• SHORT EXERCISE: Please give the listing again in its entirety, exactly as written.

• PROVIDED DATA:
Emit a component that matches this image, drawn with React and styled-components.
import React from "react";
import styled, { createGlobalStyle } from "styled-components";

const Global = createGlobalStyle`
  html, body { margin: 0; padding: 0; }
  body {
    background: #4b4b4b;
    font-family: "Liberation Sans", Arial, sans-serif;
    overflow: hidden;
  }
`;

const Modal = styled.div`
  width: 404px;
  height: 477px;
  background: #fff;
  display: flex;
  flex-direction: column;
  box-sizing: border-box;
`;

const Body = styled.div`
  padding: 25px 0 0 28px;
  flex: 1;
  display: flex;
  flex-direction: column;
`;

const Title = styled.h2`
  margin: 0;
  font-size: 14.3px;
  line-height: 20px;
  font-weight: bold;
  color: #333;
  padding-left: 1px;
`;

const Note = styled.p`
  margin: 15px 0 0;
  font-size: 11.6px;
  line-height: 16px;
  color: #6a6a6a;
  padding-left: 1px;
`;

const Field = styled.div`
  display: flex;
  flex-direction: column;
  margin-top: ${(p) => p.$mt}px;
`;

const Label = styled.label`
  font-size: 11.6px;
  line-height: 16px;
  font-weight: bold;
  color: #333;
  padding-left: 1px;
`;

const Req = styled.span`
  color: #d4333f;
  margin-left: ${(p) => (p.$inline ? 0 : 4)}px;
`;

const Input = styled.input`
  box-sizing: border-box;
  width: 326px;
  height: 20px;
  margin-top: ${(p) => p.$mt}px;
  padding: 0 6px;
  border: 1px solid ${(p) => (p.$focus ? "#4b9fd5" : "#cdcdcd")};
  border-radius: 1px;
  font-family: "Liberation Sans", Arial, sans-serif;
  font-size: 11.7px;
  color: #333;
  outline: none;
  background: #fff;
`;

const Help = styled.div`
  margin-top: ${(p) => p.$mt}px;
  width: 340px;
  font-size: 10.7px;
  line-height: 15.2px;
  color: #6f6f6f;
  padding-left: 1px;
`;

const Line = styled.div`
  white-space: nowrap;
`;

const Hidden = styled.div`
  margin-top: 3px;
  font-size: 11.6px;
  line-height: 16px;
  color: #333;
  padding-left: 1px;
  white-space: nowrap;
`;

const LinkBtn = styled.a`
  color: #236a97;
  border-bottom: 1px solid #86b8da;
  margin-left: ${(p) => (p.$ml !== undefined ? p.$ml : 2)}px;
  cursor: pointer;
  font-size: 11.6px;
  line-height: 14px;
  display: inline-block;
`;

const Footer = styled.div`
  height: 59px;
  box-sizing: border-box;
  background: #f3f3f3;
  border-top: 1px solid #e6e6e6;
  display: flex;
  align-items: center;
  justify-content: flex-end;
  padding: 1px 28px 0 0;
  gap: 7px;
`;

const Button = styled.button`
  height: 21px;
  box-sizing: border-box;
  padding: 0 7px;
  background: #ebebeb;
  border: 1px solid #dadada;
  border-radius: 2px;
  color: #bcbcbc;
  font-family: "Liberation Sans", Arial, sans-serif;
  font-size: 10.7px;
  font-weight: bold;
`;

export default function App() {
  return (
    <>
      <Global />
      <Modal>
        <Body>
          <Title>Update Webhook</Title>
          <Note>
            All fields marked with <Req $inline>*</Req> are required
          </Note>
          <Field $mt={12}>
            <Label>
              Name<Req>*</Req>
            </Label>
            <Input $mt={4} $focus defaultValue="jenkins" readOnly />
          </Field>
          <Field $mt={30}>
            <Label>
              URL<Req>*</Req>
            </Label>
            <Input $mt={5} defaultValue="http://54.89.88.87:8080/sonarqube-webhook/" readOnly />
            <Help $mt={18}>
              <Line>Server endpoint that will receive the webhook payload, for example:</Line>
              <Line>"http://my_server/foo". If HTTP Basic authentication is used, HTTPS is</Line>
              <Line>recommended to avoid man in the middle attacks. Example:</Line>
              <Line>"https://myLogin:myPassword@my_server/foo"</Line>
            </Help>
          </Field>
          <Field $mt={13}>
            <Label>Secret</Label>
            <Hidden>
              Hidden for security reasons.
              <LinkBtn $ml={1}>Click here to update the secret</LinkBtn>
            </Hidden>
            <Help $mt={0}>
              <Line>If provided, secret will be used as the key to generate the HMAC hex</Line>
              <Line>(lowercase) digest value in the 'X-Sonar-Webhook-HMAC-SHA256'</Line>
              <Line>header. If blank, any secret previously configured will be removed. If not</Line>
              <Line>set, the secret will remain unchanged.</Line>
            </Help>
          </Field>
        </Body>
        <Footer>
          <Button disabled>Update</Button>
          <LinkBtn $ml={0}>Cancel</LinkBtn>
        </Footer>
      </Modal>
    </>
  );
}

• OUTPUT BELOW:
Emit a component that matches this image, drawn with React and styled-components.
import React from "react";
import styled, { createGlobalStyle } from "styled-components";

const Global = createGlobalStyle`
  html, body { margin: 0; padding: 0; }
  body {
    background: #4b4b4b;
    font-family: "Liberation Sans", Arial, sans-serif;
    overflow: hidden;
  }
`;

const Modal = styled.div`
  width: 404px;
  height: 477px;
  background: #fff;
  display: flex;
  flex-direction: column;
  box-sizing: border-box;
`;

const Body = styled.div`
  padding: 25px 0 0 28px;
  flex: 1;
  display: flex;
  flex-direction: column;
`;

const Title = styled.h2`
  margin: 0;
  font-size: 14.3px;
  line-height: 20px;
  font-weight: bold;
  color: #333;
  padding-left: 1px;
`;

const Note = styled.p`
  margin: 15px 0 0;
  font-size: 11.6px;
  line-height: 16px;
  color: #6a6a6a;
  padding-left: 1px;
`;

const Field = styled.div`
  display: flex;
  flex-direction: column;
  margin-top: ${(p) => p.$mt}px;
`;

const Label = styled.label`
  font-size: 11.6px;
  line-height: 16px;
  font-weight: bold;
  color: #333;
  padding-left: 1px;
`;

const Req = styled.span`
  color: #d4333f;
  margin-left: ${(p) => (p.$inline ? 0 : 4)}px;
`;

const Input = styled.input`
  box-sizing: border-box;
  width: 326px;
  height: 20px;
  margin-top: ${(p) => p.$mt}px;
  padding: 0 6px;
  border: 1px solid ${(p) => (p.$focus ? "#4b9fd5" : "#cdcdcd")};
  border-radius: 1px;
  font-family: "Liberation Sans", Arial, sans-serif;
  font-size: 11.7px;
  color: #333;
  outline: none;
  background: #fff;
`;

const Help = styled.div`
  margin-top: ${(p) => p.$mt}px;
  width: 340px;
  font-size: 10.7px;
  line-height: 15.2px;
  color: #6f6f6f;
  padding-left: 1px;
`;

const Line = styled.div`
  white-space: nowrap;
`;

const Hidden = styled.div`
  margin-top: 3px;
  font-size: 11.6px;
  line-height: 16px;
  color: #333;
  padding-left: 1px;
  white-space: nowrap;
`;

const LinkBtn = styled.a`
  color: #236a97;
  border-bottom: 1px solid #86b8da;
  margin-left: ${(p) => (p.$ml !== undefined ? p.$ml : 2)}px;
  cursor: pointer;
  font-size: 11.6px;
  line-height: 14px;
  display: inline-block;
`;

const Footer = styled.div`
  height: 59px;
  box-sizing: border-box;
  background: #f3f3f3;
  border-top: 1px solid #e6e6e6;
  display: flex;
  align-items: center;
  justify-content: flex-end;
  padding: 1px 28px 0 0;
  gap: 7px;
`;

const Button = styled.button`
  height: 21px;
  box-sizing: border-box;
  padding: 0 7px;
  background: #ebebeb;
  border: 1px solid #dadada;
  border-radius: 2px;
  color: #bcbcbc;
  font-family: "Liberation Sans", Arial, sans-serif;
  font-size: 10.7px;
  font-weight: bold;
`;

export default function App() {
  return (
    <>
      <Global />
      <Modal>
        <Body>
          <Title>Update Webhook</Title>
          <Note>
            All fields marked with <Req $inline>*</Req> are required
          </Note>
          <Field $mt={12}>
            <Label>
              Name<Req>*</Req>
            </Label>
            <Input $mt={4} $focus defaultValue="jenkins" readOnly />
          </Field>
          <Field $mt={30}>
            <Label>
              URL<Req>*</Req>
            </Label>
            <Input $mt={5} defaultValue="http://54.89.88.87:8080/sonarqube-webhook/" readOnly />
            <Help $mt={18}>
              <Line>Server endpoint that will receive the webhook payload, for example:</Line>
              <Line>"http://my_server/foo". If HTTP Basic authentication is used, HTTPS is</Line>
              <Line>recommended to avoid man in the middle attacks. Example:</Line>
              <Line>"https://myLogin:myPassword@my_server/foo"</Line>
            </Help>
          </Field>
          <Field $mt={13}>
            <Label>Secret</Label>
            <Hidden>
              Hidden for security reasons.
              <LinkBtn $ml={1}>Click here to update the secret</LinkBtn>
            </Hidden>
            <Help $mt={0}>
              <Line>If provided, secret will be used as the key to generate the HMAC hex</Line>
              <Line>(lowercase) digest value in the 'X-Sonar-Webhook-HMAC-SHA256'</Line>
              <Line>header. If blank, any secret previously configured will be removed. If not</Line>
              <Line>set, the secret will remain unchanged.</Line>
            </Help>
          </Field>
        </Body>
        <Footer>
          <Button disabled>Update</Button>
          <LinkBtn $ml={0}>Cancel</LinkBtn>
        </Footer>
      </Modal>
    </>
  );
}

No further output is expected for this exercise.